§ **Data segment**:
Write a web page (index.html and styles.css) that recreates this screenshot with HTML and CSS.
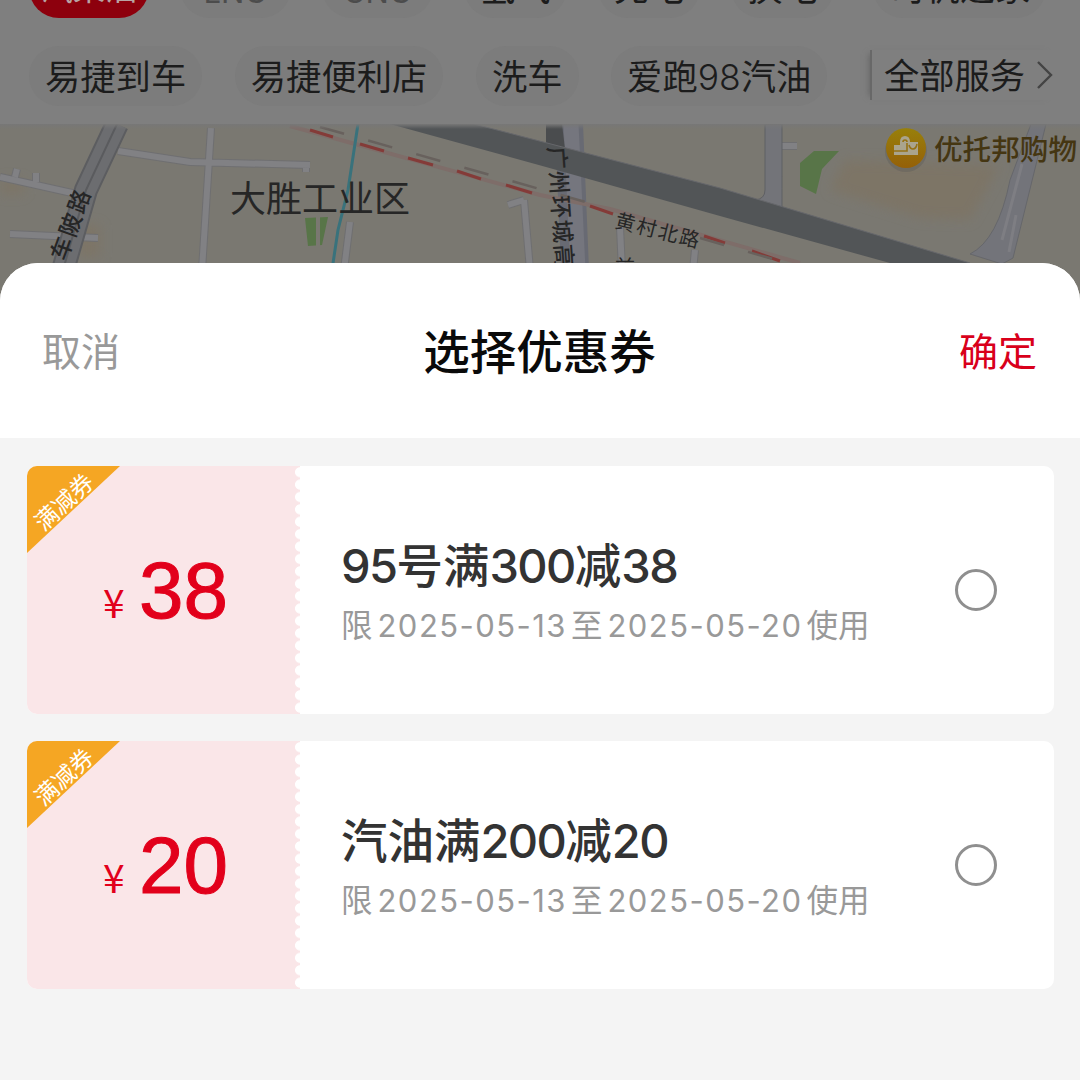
FILE: index.html
```html
<!DOCTYPE html>
<html lang="zh-CN">
<head>
<meta charset="utf-8">
<title>选择优惠券</title>
<link rel="stylesheet" href="styles.css">
</head>
<body>
<div class="screen">
  <div class="backdrop">
    <nav class="services">
      <div class="service-row service-row-first">
        <span class="chip chip-active">汽柴油</span>
        <span class="chip chip-gas muted">LNG</span>
        <span class="chip chip-gas muted">CNG</span>
        <span class="chip strong">氢气</span>
        <span class="chip">充电</span>
        <span class="chip">换电</span>
        <span class="chip chip-last">司机之家</span>
      </div>
      <div class="service-row">
        <span class="chip">易捷到车</span>
        <span class="chip">易捷便利店</span>
        <span class="chip">洗车</span>
        <span class="chip">爱跑<span class="num">98</span>汽油</span>
        <span class="all-services">全部服务
          <svg width="18" height="30" viewBox="0 0 18 30"><path d="M2 2 L15 15 L2 28" fill="none" stroke="#444" stroke-width="2.4"/></svg>
        </span>
      </div>
    </nav>
    <svg class="map" width="1080" height="180" viewBox="0 124 1080 180">
      <defs>
        <linearGradient id="pin" x1="0" y1="0" x2="0" y2="1"><stop offset="0" stop-color="#98800b"/><stop offset="1" stop-color="#956008"/></linearGradient>
        <linearGradient id="top" x1="0" y1="0" x2="0" y2="1"><stop offset="0" stop-color="#777"/><stop offset="1" stop-color="#777" stop-opacity="0"/></linearGradient>
        <filter id="soft" x="-20%" y="-20%" width="140%" height="140%"><feGaussianBlur stdDeviation="6"/></filter>
      </defs>
      <rect y="124" width="1080" height="180" fill="#7a7871"/>
      <g filter="url(#soft)" fill="#7d7566">
        <path d="M845 160 L1000 165 L970 220 L920 218 L830 190Z"/>
        <path d="M0 180h24v14H0zM78 225h22v32H78z"/>
      </g>
      <g fill="none" stroke="#6f6f71" stroke-width="8">
        <path d="M0 177 L90 197 M10 234 L98 238 M118 151 L190 162 L310 165 M211 128 L202 270 M15 177 L17 169 M36 182 L36 173 M306 163 V172 M524 200 L530 270 M508 205 L524 200 M620 227 L622 270 M695 250 L693 270 M350 222 L344 270 M775 146 H797"/>
      </g>
      <g fill="none" stroke="#818184" stroke-width="6">
        <path d="M0 177 L90 197 M10 234 L98 238 M118 151 L190 162 L310 165 M211 128 L202 270 M15 177 L17 169 M36 182 L36 173 M306 163 V172 M524 200 L530 270 M508 205 L524 200 M620 227 L622 270 M695 250 L693 270 M350 222 L344 270 M775 146 H797"/>
      </g>
      <path d="M117 124 L86 190 L63 270" fill="none" stroke="#5c5d60" stroke-width="24"/>
      <path d="M117 124 L86 190 L63 270" fill="none" stroke="#6c6d70" stroke-width="20"/>
      <path d="M117 124 L86 190 L63 270" fill="none" stroke="#5a5b5e" stroke-width="2"/>
      <path d="M765 124 V190 Q765 199 755 200 L782 214 Q782 208 782 124Z" fill="#737479" stroke="#5f6064"/>
      <path d="M1031 124 L1010 180 Q998 240 970 254 L1002 264 L1013 258 L1046 124Z" fill="#73747a" stroke="#66676b"/>
      <path d="M1022 164 L1002 240 M1016 215 L1009 252" stroke="#7e7e83" stroke-width="3"/>
      <path d="M569 124 L575 270" stroke="#686a73" stroke-width="28"/>
      <path d="M571 124 L578 270" stroke="#75767e" stroke-width="15"/>
      <path d="M546 124h16l3 25h-19z" fill="#4a4c4e"/>
      <path d="M390 124 H474 L720 188 L970 263 H890 L720 216 L546 167Z" fill="#525557"/>
      <path d="M474 124 L720 188 L970 263" fill="none" stroke="#66676b"/>
      <path d="M290 126 L540 195 L610 209 L800 263" fill="none" stroke="#7e6d69" stroke-width="4"/>
      <path d="M310 130 L333 137 M360 144 L384 151 M408 158 L433 165 M457 171 L481 179 M506 185 L532 193 M590 206 L613 214 M704 236 L725 243 M752 251 L780 261" stroke="#843b38" stroke-width="3"/>
      <path d="M320 127 L600 206 M700 238 L790 264" stroke="#68615d" stroke-width="2.5" stroke-dasharray="25 25"/>
      <path d="M358 124 L348 190 L338 230 L332 270" fill="none" stroke="#39727c" stroke-width="3"/>
      <path d="M305 218 L328 217 L322 245 L308 246Z M814 151 L839 151 L822 169 L816 194 L800 186 V163Z" fill="#587548"/>
      <path d="M318 217v30" stroke="#7a7871" stroke-width="4"/>
      <g class="map-label">
        <text x="230" y="212" font-size="36">大胜工业区</text>
        <text class="road" font-size="23" x="-34 -9 16" y="9" transform="translate(69 227) rotate(-70)">车陂路</text>
        <text font-size="20" letter-spacing="2" transform="translate(614 227) rotate(14)">黄村北路</text>
        <text class="road" font-size="23" letter-spacing="1.5" transform="translate(548 147) rotate(86)">广州环城高速</text>
        <text font-size="20" x="615" y="275">前</text>
      </g>
      <circle cx="906" cy="151" r="21" fill="#595955" opacity=".35"/>
      <circle cx="906" cy="148" r="20" fill="url(#pin)"/>
      <path d="M894 155 V145 H900 V142 Q900 136 905 136 Q910 136 910 142 H918 V155Z" fill="#aaa48d"/>
      <path d="M894 151 H907 V143 M903 142 a2 2 0 0 1 4 0 M909 145 q1 4 4 4 q3 0 4 -5" fill="none" stroke="#957114" stroke-width="1.6"/>
      <text class="poi" x="934" y="160">优托邦购物</text>
      <rect y="124" width="1080" height="5" fill="url(#top)"/>
    </svg>
  </div>

  <section class="sheet">
    <header class="sheet-head">
      <span class="cancel">取消</span>
      <h1 class="title">选择优惠券</h1>
      <span class="confirm">确定</span>
    </header>
    <div class="coupons">
      <article class="coupon">
        <div class="amount">
          <span class="ribbon"><span class="ribbon-text">满减券</span></span>
          <span class="yen">¥</span><span class="value">38</span>
        </div>
        <div class="detail">
          <h2 class="name"><span class="num">95</span>号满<span class="num">300</span>减<span class="num">38</span></h2>
          <p class="dates">限<span class="date">2025-05-13</span>至<span class="date">2025-05-20</span>使用</p>
        </div>
        <span class="radio"></span>
      </article>
      <article class="coupon">
        <div class="amount">
          <span class="ribbon"><span class="ribbon-text">满减券</span></span>
          <span class="yen">¥</span><span class="value">20</span>
        </div>
        <div class="detail">
          <h2 class="name">汽油满<span class="num">200</span>减<span class="num">20</span></h2>
          <p class="dates">限<span class="date">2025-05-13</span>至<span class="date">2025-05-20</span>使用</p>
        </div>
        <span class="radio"></span>
      </article>
    </div>
  </section>
</div>
</body>
</html>
```
FILE: styles.css
```css
* { box-sizing: border-box; }
body { margin: 0; font-family: "Noto Sans CJK SC", sans-serif; }
.screen { width: 1080px; height: 1080px; overflow: hidden; background: #7f7f7f; display: flex; flex-direction: column; }
.backdrop { height: 263px; flex: none; }
.services { height: 124px; overflow: hidden; display: flex; flex-direction: column; justify-content: flex-end; gap: 28px; padding-bottom: 18px; }
.service-row { display: flex; flex: none; height: 60px; padding-left: 29px; gap: 32.6px; white-space: nowrap; }
.service-row-first { gap: 31px; }
.chip { flex: none; height: 60px; line-height: 57px; padding: 0 16px; border-radius: 30px; background: #7c7c7c; color: #1c1c1c; font-size: 35.3px; }
.num { font-family: Inter, sans-serif; }
.chip .num { font-weight: 300; font-size: 35.5px; }
.service-row-first .chip { line-height: 55px; }
.service-row-first .chip-active { background: #8d000d; color: #b9a4a4; width: 120px; padding: 0; text-align: center; font-size: 32px; line-height: 56px; }
.service-row-first .chip-gas { width: 111px; text-align: center; padding: 0; font-family: Inter, sans-serif; font-size: 31px; line-height: 67px; }
.muted { color: #4c4c4c; }
.strong { font-weight: 500; }
.chip-last { margin-left: 8px; }
.all-services { display: flex; align-items: center; gap: 11px; height: 50px; margin: 4px 0 0 10px; padding-left: 12px; border-left: 2px solid #686868; color: #1c1c1c; font-size: 35.3px; line-height: 46px; padding-bottom: 3px; box-shadow: -5px 0 6px -4px #666; }
.all-services svg { margin-top: 3px; }
.map { display: block; }
.map-label { fill: #262626; }
.road { font-weight: 500; }
.poi { fill: #453612; font-size: 28.6px; font-weight: 500; }

.sheet { position: relative; flex: 1; background: #f4f4f4; border-radius: 38px 38px 0 0; overflow: hidden; }
.sheet-head { height: 175px; background: #fff; display: flex; align-items: center; justify-content: space-between; padding: 0 43px 3px 42px; }
.cancel, .confirm { font-size: 39px; line-height: 56px; color: #999; }
.confirm { color: #d9001b; }
.title { margin: 0; font-size: 46.5px; line-height: 66px; font-weight: 500; color: #0a0a0a; }
.coupons { display: flex; flex-direction: column; gap: 27px; padding: 28px 26px 0 27px; }
.coupon { display: flex; align-items: center; height: 248px; background: #fff; border-radius: 10px; overflow: hidden; padding-right: 57px; }
.amount { position: relative; align-self: stretch; width: 273px; flex: none; display: flex; align-items: baseline; padding: 75px 0 0 76px; color: #e2001b; background: radial-gradient(circle at 100% 50%, #fff 0 4.6px, transparent 5.4px) right 0 top 0 / 8px 12.4px repeat-y, #fae6e8; }
.yen { font-size: 39px; line-height: 100px; width: 36px; font-family: "Noto Sans CJK SC", sans-serif; }
.value { font-family: "Liberation Sans", sans-serif; font-size: 80px; line-height: 100px; -webkit-text-stroke: 1px #e2001b; }
.ribbon { position: absolute; left: 0; top: 0; width: 93px; height: 87px; background: #f5a623; clip-path: polygon(0 0, 100% 0, 0 100%); }
.ribbon-text { position: absolute; left: -14px; top: 20px; width: 100px; text-align: center; color: #fff; font-size: 23.5px; line-height: 30px; transform: rotate(-43deg); }
.detail { flex: 1; padding: 2px 0 0 41px; }
.name { margin: 0; font-size: 46.5px; line-height: 64px; font-weight: 500; color: #333; }
.name .num { font-size: 47px; letter-spacing: -1.6px; }
.dates { margin: 0; font-size: 31.5px; line-height: 50px; color: #999; white-space: nowrap; }
.date { font-family: Inter, sans-serif; font-size: 31px; letter-spacing: 1.45px; margin: 0 4px 0 5px; }
.radio { width: 42px; height: 42px; flex: none; border: 3px solid #8f8f8f; border-radius: 50%; }
```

§ **Objective**: Check every line for "index" and show the ones that have it.

§ **Expected output**:
Write a web page (index.html and styles.css) that recreates this screenshot with HTML and CSS.
FILE: index.html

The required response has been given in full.